**Task objective:**
Retype the whole listing, please, keeping every line exact and dropping the pictures.
** Start **
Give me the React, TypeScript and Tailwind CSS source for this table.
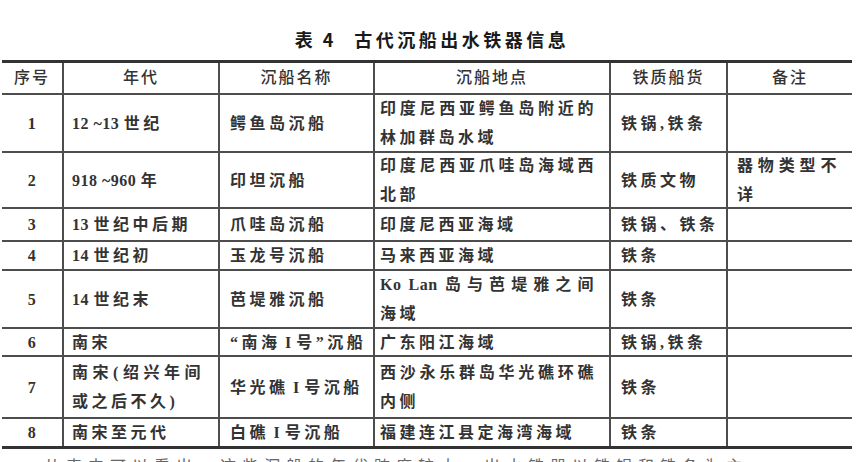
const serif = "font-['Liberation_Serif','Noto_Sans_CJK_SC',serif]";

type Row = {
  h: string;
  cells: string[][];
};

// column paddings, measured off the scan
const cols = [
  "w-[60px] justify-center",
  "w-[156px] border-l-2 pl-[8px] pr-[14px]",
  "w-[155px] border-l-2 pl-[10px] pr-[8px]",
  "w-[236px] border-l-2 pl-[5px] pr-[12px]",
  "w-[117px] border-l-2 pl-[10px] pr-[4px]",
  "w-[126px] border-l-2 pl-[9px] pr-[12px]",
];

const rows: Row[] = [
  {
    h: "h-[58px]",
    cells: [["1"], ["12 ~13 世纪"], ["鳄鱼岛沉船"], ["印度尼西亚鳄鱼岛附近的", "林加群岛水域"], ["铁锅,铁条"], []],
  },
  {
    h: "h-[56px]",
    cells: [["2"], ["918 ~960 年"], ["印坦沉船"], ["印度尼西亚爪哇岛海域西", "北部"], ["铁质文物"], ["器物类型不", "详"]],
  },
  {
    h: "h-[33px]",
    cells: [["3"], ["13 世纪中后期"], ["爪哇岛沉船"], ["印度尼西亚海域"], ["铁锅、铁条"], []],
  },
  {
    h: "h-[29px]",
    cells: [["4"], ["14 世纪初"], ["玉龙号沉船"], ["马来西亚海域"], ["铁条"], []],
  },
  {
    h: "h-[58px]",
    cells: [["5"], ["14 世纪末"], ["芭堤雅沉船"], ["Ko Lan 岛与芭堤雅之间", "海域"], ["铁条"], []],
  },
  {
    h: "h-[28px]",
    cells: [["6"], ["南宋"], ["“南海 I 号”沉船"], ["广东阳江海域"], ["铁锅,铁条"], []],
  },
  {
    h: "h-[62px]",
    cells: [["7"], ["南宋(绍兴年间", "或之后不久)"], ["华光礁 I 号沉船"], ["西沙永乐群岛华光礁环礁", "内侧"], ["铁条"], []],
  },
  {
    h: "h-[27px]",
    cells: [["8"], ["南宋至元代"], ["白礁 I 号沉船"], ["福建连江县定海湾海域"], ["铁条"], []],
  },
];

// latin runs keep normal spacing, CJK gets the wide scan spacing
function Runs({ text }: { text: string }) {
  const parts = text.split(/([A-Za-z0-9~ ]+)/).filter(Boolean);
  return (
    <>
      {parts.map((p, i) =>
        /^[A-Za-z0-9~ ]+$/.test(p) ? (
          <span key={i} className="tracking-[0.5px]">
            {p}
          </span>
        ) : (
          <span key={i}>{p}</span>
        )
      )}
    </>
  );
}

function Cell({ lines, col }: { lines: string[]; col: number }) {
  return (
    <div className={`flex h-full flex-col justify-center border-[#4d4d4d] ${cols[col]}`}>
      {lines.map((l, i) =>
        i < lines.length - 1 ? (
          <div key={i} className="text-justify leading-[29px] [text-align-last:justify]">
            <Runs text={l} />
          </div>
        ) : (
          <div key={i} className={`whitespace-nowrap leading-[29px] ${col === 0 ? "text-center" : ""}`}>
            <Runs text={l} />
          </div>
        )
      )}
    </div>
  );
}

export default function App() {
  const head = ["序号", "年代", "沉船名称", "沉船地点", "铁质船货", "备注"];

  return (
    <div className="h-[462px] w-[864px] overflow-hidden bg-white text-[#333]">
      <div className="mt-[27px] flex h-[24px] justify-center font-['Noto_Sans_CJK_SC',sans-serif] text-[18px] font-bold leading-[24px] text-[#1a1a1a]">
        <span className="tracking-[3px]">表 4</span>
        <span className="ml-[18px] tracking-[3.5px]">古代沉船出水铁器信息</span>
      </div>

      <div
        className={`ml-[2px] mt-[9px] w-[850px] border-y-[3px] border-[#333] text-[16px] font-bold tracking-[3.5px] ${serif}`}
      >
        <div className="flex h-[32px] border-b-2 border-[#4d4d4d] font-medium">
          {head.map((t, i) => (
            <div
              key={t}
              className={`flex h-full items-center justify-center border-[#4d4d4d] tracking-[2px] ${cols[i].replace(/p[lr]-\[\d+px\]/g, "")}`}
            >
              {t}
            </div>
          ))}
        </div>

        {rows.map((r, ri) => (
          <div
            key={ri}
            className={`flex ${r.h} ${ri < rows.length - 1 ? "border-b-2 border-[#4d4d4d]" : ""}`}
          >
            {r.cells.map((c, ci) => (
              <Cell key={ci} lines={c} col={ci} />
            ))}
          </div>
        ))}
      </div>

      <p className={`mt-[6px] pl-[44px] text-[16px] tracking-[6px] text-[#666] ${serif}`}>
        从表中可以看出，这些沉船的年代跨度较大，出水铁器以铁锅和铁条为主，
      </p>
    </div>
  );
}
** End **
**Task response:**
Give me the React, TypeScript and Tailwind CSS source for this table.
const serif = "font-['Liberation_Serif','Noto_Sans_CJK_SC',serif]";

type Row = {
  h: string;
  cells: string[][];
};

// column paddings, measured off the scan
const cols = [
  "w-[60px] justify-center",
  "w-[156px] border-l-2 pl-[8px] pr-[14px]",
  "w-[155px] border-l-2 pl-[10px] pr-[8px]",
  "w-[236px] border-l-2 pl-[5px] pr-[12px]",
  "w-[117px] border-l-2 pl-[10px] pr-[4px]",
  "w-[126px] border-l-2 pl-[9px] pr-[12px]",
];

const rows: Row[] = [
  {
    h: "h-[58px]",
    cells: [["1"], ["12 ~13 世纪"], ["鳄鱼岛沉船"], ["印度尼西亚鳄鱼岛附近的", "林加群岛水域"], ["铁锅,铁条"], []],
  },
  {
    h: "h-[56px]",
    cells: [["2"], ["918 ~960 年"], ["印坦沉船"], ["印度尼西亚爪哇岛海域西", "北部"], ["铁质文物"], ["器物类型不", "详"]],
  },
  {
    h: "h-[33px]",
    cells: [["3"], ["13 世纪中后期"], ["爪哇岛沉船"], ["印度尼西亚海域"], ["铁锅、铁条"], []],
  },
  {
    h: "h-[29px]",
    cells: [["4"], ["14 世纪初"], ["玉龙号沉船"], ["马来西亚海域"], ["铁条"], []],
  },
  {
    h: "h-[58px]",
    cells: [["5"], ["14 世纪末"], ["芭堤雅沉船"], ["Ko Lan 岛与芭堤雅之间", "海域"], ["铁条"], []],
  },
  {
    h: "h-[28px]",
    cells: [["6"], ["南宋"], ["“南海 I 号”沉船"], ["广东阳江海域"], ["铁锅,铁条"], []],
  },
  {
    h: "h-[62px]",
    cells: [["7"], ["南宋(绍兴年间", "或之后不久)"], ["华光礁 I 号沉船"], ["西沙永乐群岛华光礁环礁", "内侧"], ["铁条"], []],
  },
  {
    h: "h-[27px]",
    cells: [["8"], ["南宋至元代"], ["白礁 I 号沉船"], ["福建连江县定海湾海域"], ["铁条"], []],
  },
];

// latin runs keep normal spacing, CJK gets the wide scan spacing
function Runs({ text }: { text: string }) {
  const parts = text.split(/([A-Za-z0-9~ ]+)/).filter(Boolean);
  return (
    <>
      {parts.map((p, i) =>
        /^[A-Za-z0-9~ ]+$/.test(p) ? (
          <span key={i} className="tracking-[0.5px]">
            {p}
          </span>
        ) : (
          <span key={i}>{p}</span>
        )
      )}
    </>
  );
}

function Cell({ lines, col }: { lines: string[]; col: number }) {
  return (
    <div className={`flex h-full flex-col justify-center border-[#4d4d4d] ${cols[col]}`}>
      {lines.map((l, i) =>
        i < lines.length - 1 ? (
          <div key={i} className="text-justify leading-[29px] [text-align-last:justify]">
            <Runs text={l} />
          </div>
        ) : (
          <div key={i} className={`whitespace-nowrap leading-[29px] ${col === 0 ? "text-center" : ""}`}>
            <Runs text={l} />
          </div>
        )
      )}
    </div>
  );
}

export default function App() {
  const head = ["序号", "年代", "沉船名称", "沉船地点", "铁质船货", "备注"];

  return (
    <div className="h-[462px] w-[864px] overflow-hidden bg-white text-[#333]">
      <div className="mt-[27px] flex h-[24px] justify-center font-['Noto_Sans_CJK_SC',sans-serif] text-[18px] font-bold leading-[24px] text-[#1a1a1a]">
        <span className="tracking-[3px]">表 4</span>
        <span className="ml-[18px] tracking-[3.5px]">古代沉船出水铁器信息</span>
      </div>

      <div
        className={`ml-[2px] mt-[9px] w-[850px] border-y-[3px] border-[#333] text-[16px] font-bold tracking-[3.5px] ${serif}`}
      >
        <div className="flex h-[32px] border-b-2 border-[#4d4d4d] font-medium">
          {head.map((t, i) => (
            <div
              key={t}
              className={`flex h-full items-center justify-center border-[#4d4d4d] tracking-[2px] ${cols[i].replace(/p[lr]-\[\d+px\]/g, "")}`}
            >
              {t}
            </div>
          ))}
        </div>

        {rows.map((r, ri) => (
          <div
            key={ri}
            className={`flex ${r.h} ${ri < rows.length - 1 ? "border-b-2 border-[#4d4d4d]" : ""}`}
          >
            {r.cells.map((c, ci) => (
              <Cell key={ci} lines={c} col={ci} />
            ))}
          </div>
        ))}
      </div>

      <p className={`mt-[6px] pl-[44px] text-[16px] tracking-[6px] text-[#666] ${serif}`}>
        从表中可以看出，这些沉船的年代跨度较大，出水铁器以铁锅和铁条为主，
      </p>
    </div>
  );
}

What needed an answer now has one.